Of Heterogeneity, Species-Being and Ontological Foundations

Thanks for your responses, Martin, but allow me to push you a bit further on this legal aspect. I hasten to add I am doing so from a purely theoretical and political perspective since I have no juridical expertise (hopefully we may get such insights from other participants before the end of the symposium). I have decided to make a new post rather than add a comment to the original post to keep the discussion open and visible to all participants. Parts of this post were originally in a follow-up to Nate but that has seemingly disappeared down a cyber black hole and I have reworked it quite a bit here.

You are absolutely right that the crux of the debate rests on how one defines ‘humanity’ and if you broaden or modify it sufficiently it can continue being used without conflicting with a re-evaluation of the constitutive role of objects (I think you are being a bit unfair on Latour however since his Parliament of Things is not a call for a separate politics of objects but a re-imagination of politics as a whole in which all actants are included). Your claim to be engaged in “a battle for the definition of what species-being actually is” certainly suggests that you see your work as putting forward a specific understanding of humanity with the aspiration of seeing it carry through its political and legal implications. What troubles me is not so much that you should do so (it is a perfectly acceptable ontological position in itself) but that it seemingly jars with your prior commitment to heterogeneity.

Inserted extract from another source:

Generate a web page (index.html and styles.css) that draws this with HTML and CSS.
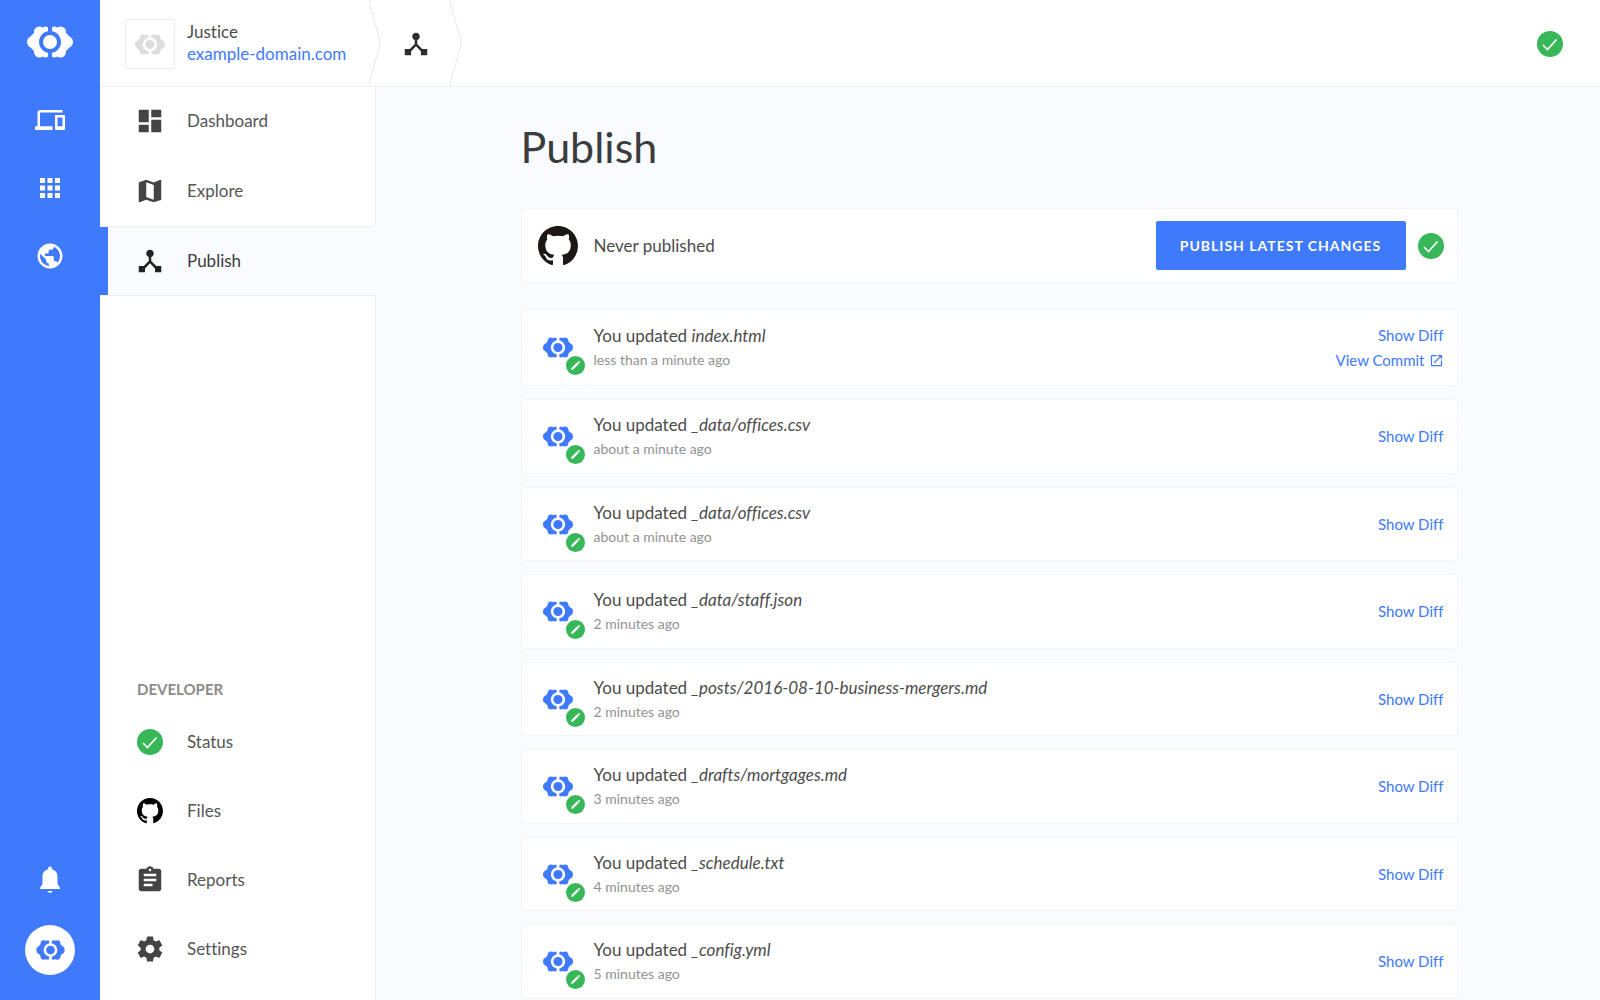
FILE: index.html
```html
<!DOCTYPE html>
<html lang="en">
<head>
<meta charset="utf-8">
<title>Publish</title>
<meta name="viewport" content="width=device-width, initial-scale=1">
<link rel="stylesheet" href="styles.css">
</head>
<body>
<svg class="sprite" aria-hidden="true">
  <mask id="ring" maskUnits="userSpaceOnUse" x="0" y="0" width="46" height="32"><rect width="46" height="32" fill="#fff"/><circle cx="23" cy="16" r="11" fill="#000"/><rect x="21" width="4" height="32" fill="#000"/></mask>
  <symbol id="logo" viewBox="0 0 46 32">
    <g mask="url(#ring)">
      <path d="M12 2 19 4 23 4V28L19 28 12 30 4 22 1 16 4 10ZM34 2 27 4 23 4V28L27 28 34 30 42 22 45 16 42 10Z"/>
      <circle cx="12.500" cy="6" r="5.500"/><circle cx="18.500" cy="3.500" r="3"/><circle cx="6" cy="16" r="6"/><circle cx="12.500" cy="26" r="5.500"/><circle cx="18.500" cy="28.500" r="3"/>
      <circle cx="33.500" cy="6" r="5.500"/><circle cx="27.500" cy="3.500" r="3"/><circle cx="40" cy="16" r="6"/><circle cx="33.500" cy="26" r="5.500"/><circle cx="27.500" cy="28.500" r="3"/>
    </g>
    <circle cx="23" cy="16" r="7"/>
  </symbol>
  <symbol id="devices" viewBox="0 0 24 24"><path d="M4 6h18V4H4c-1.100 0-2 .9-2 2v11H0v3h14v-3H4V6zm19 2h-6c-.55 0-1 .45-1 1v10c0 .55.45 1 1 1h6c.55 0 1-.45 1-1V9c0-.55-.45-1-1-1zm-1 9h-4v-7h4v7z"/></symbol>
  <symbol id="apps" viewBox="0 0 24 24"><path d="M4 8h4V4H4v4zm6 12h4v-4h-4v4zm-6 0h4v-4H4v4zm0-6h4v-4H4v4zm6 0h4v-4h-4v4zm6-10v4h4V4h-4zm-6 4h4V4h-4v4zm6 6h4v-4h-4v4zm0 6h4v-4h-4v4z"/></symbol>
  <symbol id="globe" viewBox="0 0 24 24"><path d="M12 2C6.480 2 2 6.480 2 12s4.480 10 10 10 10-4.480 10-10S17.520 2 12 2zm-1 17.930c-3.950-.49-7-3.850-7-7.930 0-.62.08-1.210.21-1.790L9 15v1c0 1.100.9 2 2 2v1.930zm6.900-2.540c-.26-.81-1-1.390-1.900-1.390h-1v-3c0-.55-.45-1-1-1H8v-2h2c.55 0 1-.45 1-1V7h2c1.100 0 2-.9 2-2v-.41c2.930 1.190 5 4.060 5 7.410 0 2.080-.8 3.970-2.100 5.390z"/></symbol>
  <symbol id="bell" viewBox="0 0 24 24"><path d="M12 24c1 0 1.800-.6 2-1.500h-4c.2.900 1 1.500 2 1.500zm6-7v-6c0-3.070-1.630-5.140-4.500-5.820V4.500c0-.83-.67-1.500-1.500-1.500s-1.500.67-1.500 1.500v.68C7.640 5.860 6 7.920 6 11v6l-2 3v1h16v-1l-2-3z" transform="translate(0 -1)"/></symbol>
  <symbol id="dashboard" viewBox="0 0 24 24"><path d="M3 13h8V3H3v10zm0 8h8v-6H3v6zm10 0h8V11h-8v10zm0-18v6h8V3h-8z"/></symbol>
  <symbol id="map" viewBox="0 0 24 24"><path d="M20.500 3l-.16.03L15 5.100 9 3 3.360 4.900c-.21.07-.36.25-.36.48V20.500c0 .28.22.5.5.5l.16-.03L9 18.900l6 2.100 5.640-1.900c.21-.07.36-.25.36-.48V3.500c0-.28-.22-.5-.5-.5zM15 19l-6-2.110V5l6 2.110V19z"/></symbol>
  <symbol id="hub" viewBox="0 0 24 24"><path d="M17 16l-4-4V8.820C14.160 8.400 15 7.300 15 6c0-1.660-1.340-3-3-3S9 4.340 9 6c0 1.300.84 2.400 2 2.820V12l-4 4H3v5h5v-3.050l4-4.200 4 4.200V21h5v-5h-4z"/></symbol>
  <symbol id="clipboard" viewBox="0 0 24 24"><path d="M19 3h-4.180C14.400 1.840 13.300 1 12 1c-1.300 0-2.400.84-2.820 2H5c-1.100 0-2 .9-2 2v14c0 1.100.9 2 2 2h14c1.100 0 2-.9 2-2V5c0-1.100-.9-2-2-2zm-7 0c.55 0 1 .45 1 1s-.45 1-1 1-1-.45-1-1 .45-1 1-1zm2 14H7v-2h7v2zm3-4H7v-2h10v2zm0-4H7V7h10v2z"/></symbol>
  <symbol id="gear" viewBox="0 0 24 24"><path d="M19.430 12.980c.04-.32.07-.64.07-.98s-.03-.66-.07-.98l2.110-1.650c.19-.15.24-.42.12-.64l-2-3.460c-.12-.22-.39-.3-.61-.22l-2.490 1c-.52-.4-1.080-.73-1.690-.98l-.38-2.650C14.460 2.180 14.250 2 14 2h-4c-.25 0-.46.18-.49.42l-.38 2.650c-.61.25-1.170.59-1.690.98l-2.490-1c-.23-.09-.49 0-.61.22l-2 3.460c-.13.22-.07.49.12.64l2.110 1.650c-.04.32-.07.65-.07.98s.03.66.07.98l-2.110 1.650c-.19.15-.24.42-.12.64l2 3.460c.12.22.39.3.61.22l2.490-1c.52.4 1.080.73 1.690.98l.38 2.650c.03.24.24.42.49.42h4c.25 0 .46-.18.49-.42l.38-2.650c.61-.25 1.170-.59 1.690-.98l2.490 1c.23.09.49 0 .61-.22l2-3.460c.12-.22.07-.49-.12-.64l-2.110-1.650zM12 15.500c-1.930 0-3.500-1.570-3.500-3.500s1.570-3.500 3.500-3.500 3.500 1.570 3.500 3.500-1.570 3.500-3.500 3.500z"/></symbol>
  <symbol id="github" viewBox="0 0 16 16"><path d="M8 0C3.580 0 0 3.580 0 8c0 3.540 2.290 6.530 5.470 7.590.4.07.55-.17.55-.38 0-.19-.01-.82-.01-1.490-2.010.37-2.530-.49-2.690-.94-.09-.23-.48-.94-.82-1.130-.28-.15-.68-.52-.01-.53.63-.01 1.080.58 1.230.82.72 1.210 1.870.87 2.330.66.07-.52.28-.87.51-1.070-1.780-.2-3.640-.89-3.640-3.950 0-.87.31-1.590.82-2.150-.08-.2-.36-1.020.08-2.120 0 0 .67-.21 2.200.82.64-.18 1.320-.27 2-.27s1.360.09 2 .27c1.530-1.040 2.200-.82 2.200-.82.44 1.100.16 1.920.08 2.120.51.56.82 1.270.82 2.150 0 3.070-1.870 3.750-3.650 3.950.29.25.54.73.54 1.480 0 1.070-.01 1.930-.01 2.200 0 .21.15.46.55.38A8.010 8.010 0 0 0 16 8c0-4.420-3.580-8-8-8z"/></symbol>
  <symbol id="check" viewBox="0 0 26 26"><circle cx="13" cy="13" r="13" fill="#38b759"/><path d="M6 14 10.500 18.500 19.500 8.500" fill="none" stroke="#fff" stroke-width="1.700"/></symbol>
  <symbol id="pencil" viewBox="0 0 20 20"><circle cx="10" cy="10" r="10" fill="#38b759"/><path d="M5.500 14.500V12.800L11.700 6.600 13.400 8.300 7.200 14.500ZM12.200 6.100 13 5.300Q13.400 5 13.800 5.300L14.700 6.200Q15 6.600 14.700 7L13.900 7.800Z" fill="#fff"/></symbol>
  <symbol id="open" viewBox="0 0 24 24"><path d="M19 19H5V5h7V3H5c-1.110 0-2 .9-2 2v14c0 1.100.89 2 2 2h14c1.100 0 2-.9 2-2v-7h-2v7zM14 3v2h3.590l-9.830 9.830 1.410 1.410L19 6.410V10h2V3h-7z"/></symbol>
</svg>

<div class="app">
  <nav class="rail" aria-label="Main">
    <a class="rail-logo" href="#" aria-label="Home"><svg><use href="#logo"/></svg></a>
    <a class="rail-link" href="#" aria-label="Sites"><svg><use href="#devices"/></svg></a>
    <a class="rail-link" href="#" aria-label="Apps"><svg><use href="#apps"/></svg></a>
    <a class="rail-link" href="#" aria-label="Community"><svg><use href="#globe"/></svg></a>
    <a class="rail-link rail-bell" href="#" aria-label="Notifications"><svg><use href="#bell"/></svg></a>
    <a class="avatar" href="#" aria-label="Account"><svg><use href="#logo"/></svg></a>
  </nav>

  <div class="workspace">
    <header class="topbar">
      <span class="site-thumb"><svg><use href="#logo"/></svg></span>
      <div class="site-name"><span>Justice</span><a href="#">example-domain.com</a></div>
      <svg class="chevron" viewBox="0 0 12 86"><path d="M.5 0Q.5 4 1.500 8L10.500 39Q11.500 43 10.500 47L1.500 78Q.5 82 .5 86"/></svg>
      <a class="crumb" href="#" aria-label="Publish"><svg><use href="#hub"/></svg></a>
      <svg class="chevron" viewBox="0 0 12 86"><path d="M.5 0Q.5 4 1.500 8L10.500 39Q11.500 43 10.500 47L1.500 78Q.5 82 .5 86"/></svg>
      <svg class="check topbar-check"><use href="#check"/></svg>
    </header>

    <div class="body">
      <nav class="sidebar" aria-label="Site">
        <a class="item" href="#"><svg><use href="#dashboard"/></svg>Dashboard</a>
        <a class="item" href="#"><svg><use href="#map"/></svg>Explore</a>
        <a class="item active" href="#" aria-current="page"><svg><use href="#hub"/></svg>Publish</a>
        <div class="filler"></div>
        <h2>DEVELOPER</h2>
        <div class="developer">
          <a class="item" href="#"><svg class="check"><use href="#check"/></svg>Status</a>
          <a class="item" href="#"><svg class="check black"><use href="#github"/></svg>Files</a>
          <a class="item" href="#"><svg><use href="#clipboard"/></svg>Reports</a>
          <a class="item" href="#"><svg><use href="#gear"/></svg>Settings</a>
        </div>
      </nav>

      <main>
        <div class="content">
          <h1>Publish</h1>
          <section class="card publish">
            <svg class="octocat"><use href="#github"/></svg>
            <p>Never published</p>
            <button type="button">PUBLISH LATEST CHANGES</button>
            <svg class="check"><use href="#check"/></svg>
          </section>
          <ul class="commits">
            <li class="card latest"><span class="author"><svg class="mark"><use href="#logo"/></svg><svg class="badge"><use href="#pencil"/></svg></span><div class="text"><p>You updated <em>index.html</em></p><time>less than a minute ago</time></div><div class="actions"><a href="#">Show Diff</a><a href="#">View Commit <svg><use href="#open"/></svg></a></div></li>
            <li class="card"><span class="author"><svg class="mark"><use href="#logo"/></svg><svg class="badge"><use href="#pencil"/></svg></span><div class="text"><p>You updated <em>_data/offices.csv</em></p><time>about a minute ago</time></div><div class="actions"><a href="#">Show Diff</a></div></li>
            <li class="card"><span class="author"><svg class="mark"><use href="#logo"/></svg><svg class="badge"><use href="#pencil"/></svg></span><div class="text"><p>You updated <em>_data/offices.csv</em></p><time>about a minute ago</time></div><div class="actions"><a href="#">Show Diff</a></div></li>
            <li class="card"><span class="author"><svg class="mark"><use href="#logo"/></svg><svg class="badge"><use href="#pencil"/></svg></span><div class="text"><p>You updated <em>_data/staff.json</em></p><time>2 minutes ago</time></div><div class="actions"><a href="#">Show Diff</a></div></li>
            <li class="card"><span class="author"><svg class="mark"><use href="#logo"/></svg><svg class="badge"><use href="#pencil"/></svg></span><div class="text"><p>You updated <em>_posts/2016-08-10-business-mergers.md</em></p><time>2 minutes ago</time></div><div class="actions"><a href="#">Show Diff</a></div></li>
            <li class="card"><span class="author"><svg class="mark"><use href="#logo"/></svg><svg class="badge"><use href="#pencil"/></svg></span><div class="text"><p>You updated <em>_drafts/mortgages.md</em></p><time>3 minutes ago</time></div><div class="actions"><a href="#">Show Diff</a></div></li>
            <li class="card"><span class="author"><svg class="mark"><use href="#logo"/></svg><svg class="badge"><use href="#pencil"/></svg></span><div class="text"><p>You updated <em>_schedule.txt</em></p><time>4 minutes ago</time></div><div class="actions"><a href="#">Show Diff</a></div></li>
            <li class="card"><span class="author"><svg class="mark"><use href="#logo"/></svg><svg class="badge"><use href="#pencil"/></svg></span><div class="text"><p>You updated <em>_config.yml</em></p><time>5 minutes ago</time></div><div class="actions"><a href="#">Show Diff</a></div></li>
          </ul>
        </div>
      </main>
    </div>
  </div>
</div>
</body>
</html>
```
FILE: styles.css
```css
:root {
  --blue: #407afc;
  --line: #eeeff0;
  --page: #fafbff;
}

* {
  box-sizing: border-box;
}

body {
  margin: 0;
  color: #4c4c4c;
  background: var(--page);
  font: 17px/24px Lato, "Open Sans", sans-serif;
  font-variant-ligatures: none;
}

h1, h2, p, ul {
  margin: 0;
  padding: 0;
}

a {
  color: var(--blue);
  text-decoration: none;
}

svg {
  display: block;
  flex: none;
  fill: currentColor;
}

.sprite {
  position: absolute;
  width: 0;
  height: 0;
}

.app {
  display: flex;
  height: 100vh;
}

/* Blue rail */
.rail {
  display: flex;
  flex-direction: column;
  align-items: center;
  width: 100px;
  padding: 26px 0 25px;
  background: var(--blue);
}

.rail a {
  color: #fff;
}

.rail-logo {
  margin-bottom: 28px;
}

.rail-logo svg {
  width: 46px;
  height: 32px;
}

.rail-link {
  display: grid;
  place-items: center;
  height: 68px;
}

.rail-link svg {
  width: 30px;
  height: 30px;
}

.rail-bell {
  margin-top: auto;
}

.rail .avatar {
  display: grid;
  place-items: center;
  width: 50px;
  height: 50px;
  margin-top: 12px;
  border-radius: 50%;
  background: #fff;
  color: var(--blue);
}

.avatar svg {
  width: 29px;
  height: 20px;
}

.workspace {
  display: flex;
  flex: 1;
  flex-direction: column;
  min-width: 0;
}

/* Top bar */
.topbar {
  position: relative;
  display: flex;
  align-items: center;
  height: 86px;
  padding: 0 37px 0 25px;
  background: #fff;
  box-shadow: 0 1px var(--line);
}

.site-thumb,
.crumb,
.topbar-check {
  margin-top: 2px;
}

.site-thumb {
  display: grid;
  place-items: center;
  width: 50px;
  height: 50px;
  margin-right: 12px;
  border: 1px solid #ececec;
  border-radius: 2px;
  color: #ddd;
}

.site-thumb svg {
  width: 30px;
  height: 21px;
}

.site-name {
  display: flex;
  flex-direction: column;
  width: 182px;
  line-height: 22px;
}

.chevron {
  width: 12px;
  height: 86px;
  fill: none;
  stroke: #e8e8e8;
}

.crumb {
  display: grid;
  place-items: center;
  width: 69px;
  color: #2d2e2f;
}

.crumb svg {
  width: 30px;
  height: 30px;
}

.check {
  width: 26px;
  height: 26px;
}

.topbar-check {
  margin-left: auto;
}

.body {
  display: flex;
  flex: 1;
  min-height: 0;
}

/* Sidebar */
.sidebar {
  display: flex;
  flex-direction: column;
  width: 276px;
  padding-bottom: 17px;
  background: linear-gradient(#fff, #fff) left / calc(100% - 1px) no-repeat, var(--line);
}

.item {
  display: flex;
  align-items: center;
  gap: 22px;
  height: 70px;
  padding-left: 35px;
  color: #555;
}

.item svg {
  width: 30px;
  height: 30px;
  color: #444;
}

.item .check {
  width: 26px;
  height: 26px;
  margin: 0 2px;
}

.item .black {
  color: #000;
}

.item.active {
  border: solid var(--line);
  border-width: 1px 0;
  background: linear-gradient(var(--blue), var(--blue)) left / 8px no-repeat border-box, var(--page);
  color: #3c3c3c;
}

.active svg {
  color: #222;
}

.filler {
  flex: 1;
}

.sidebar h2 {
  padding: 0 0 6px 37px;
  color: #8b8b8b;
  font-size: 15px;
  font-weight: 700;
}

.developer .item {
  height: 69px;
}

/* Content */
main {
  flex: 1;
  min-width: 0;
  padding: 36px 48px 0 50px;
  overflow-y: auto;
  scrollbar-width: none;
}

.content {
  max-width: 937px;
  margin: 0 auto;
}

h1 {
  margin-bottom: 36px;
  color: #3a3c3e;
  font-size: 43px;
  font-weight: 400;
  line-height: 50px;
}

.card {
  display: flex;
  align-items: center;
  height: 74px;
  padding: 0 13px 0 16px;
  border: 1px solid #f2f3f6;
  border-radius: 3px;
  background: #fff;
}

.card:nth-child(even) {
  height: 75px;
}

.card.latest {
  height: 77px;
}

.publish {
  margin-bottom: 26px;
}

.octocat {
  width: 40px;
  height: 40px;
  margin-right: 16px;
  color: #1b1817;
}

.publish button {
  width: 250px;
  height: 49px;
  margin: 0 12px 0 auto;
  border: 0;
  border-radius: 2px;
  background: var(--blue);
  color: #fff;
  font: 700 14px/20px Lato, "Open Sans", sans-serif;
  letter-spacing: 1px;
}

.commits {
  display: flex;
  flex-direction: column;
  gap: 13px;
  list-style: none;
}

.author {
  position: relative;
  width: 40px;
  margin-right: 16px;
}

.mark {
  width: 30px;
  height: 21px;
  margin: 0 auto;
  color: var(--blue);
}

.badge {
  position: absolute;
  top: 19px;
  left: 28px;
  width: 19px;
  height: 19px;
}

.commits .text {
  padding-top: 1px;
}

.commits time {
  display: block;
  color: #929292;
  font-size: 14px;
}

.actions {
  display: flex;
  flex-direction: column;
  align-items: flex-end;
  margin-left: auto;
  font-size: 15px;
  line-height: 25px;
}

.actions a {
  display: flex;
  align-items: center;
  gap: 4px;
}

.actions svg {
  width: 15px;
  height: 15px;
}
```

Indeed, to my mind, the heterogeneity you are putting forward in the context of your proposed departure from anthropocentrism necessarily problematises not only the notion of political community (whose membership and boundaries cannot be seen as closed or uncontested without constraining heterogeneity within a broader homogeneity) but also that of humanity itself. The intense debate and controversy surrounding abortion and euthanasia are evidence that the inside/outside delineation of humanity and the entitlements (legal or otherwise) that go with it are never settled and always subject to political contestation (one might also think how in other times certain ethnic groups were excluded from membership of humanity). The present discussion about the role of objects is, as you point out, another manifestation of this contest.

Yet law inescapably rests upon an established and settled understanding of rights-holders that entails a curtailment of heterogeneity in order for it to be applicable within a defined community (humanity in this case). Should your wish to see urbicide enter into international law be thus understood as a desire for a specific fixed species-being to be legally enshrined? And does this not undermine the original impulse towards the recognition of heterogeneity that grounds your project by foreclosing the inclusion of other forms of being? Does this not imply that the heterogeneity you defend is one that is constrained within the boundaries of a common homogeneous species-being? In other words and at the most basic philosophical level, I don’t think you can simultaneously adopt both heterogeneity (or difference-in-itself as with Deleuze) and a specific fixed understanding of species-being as your foundational ontological assumptions.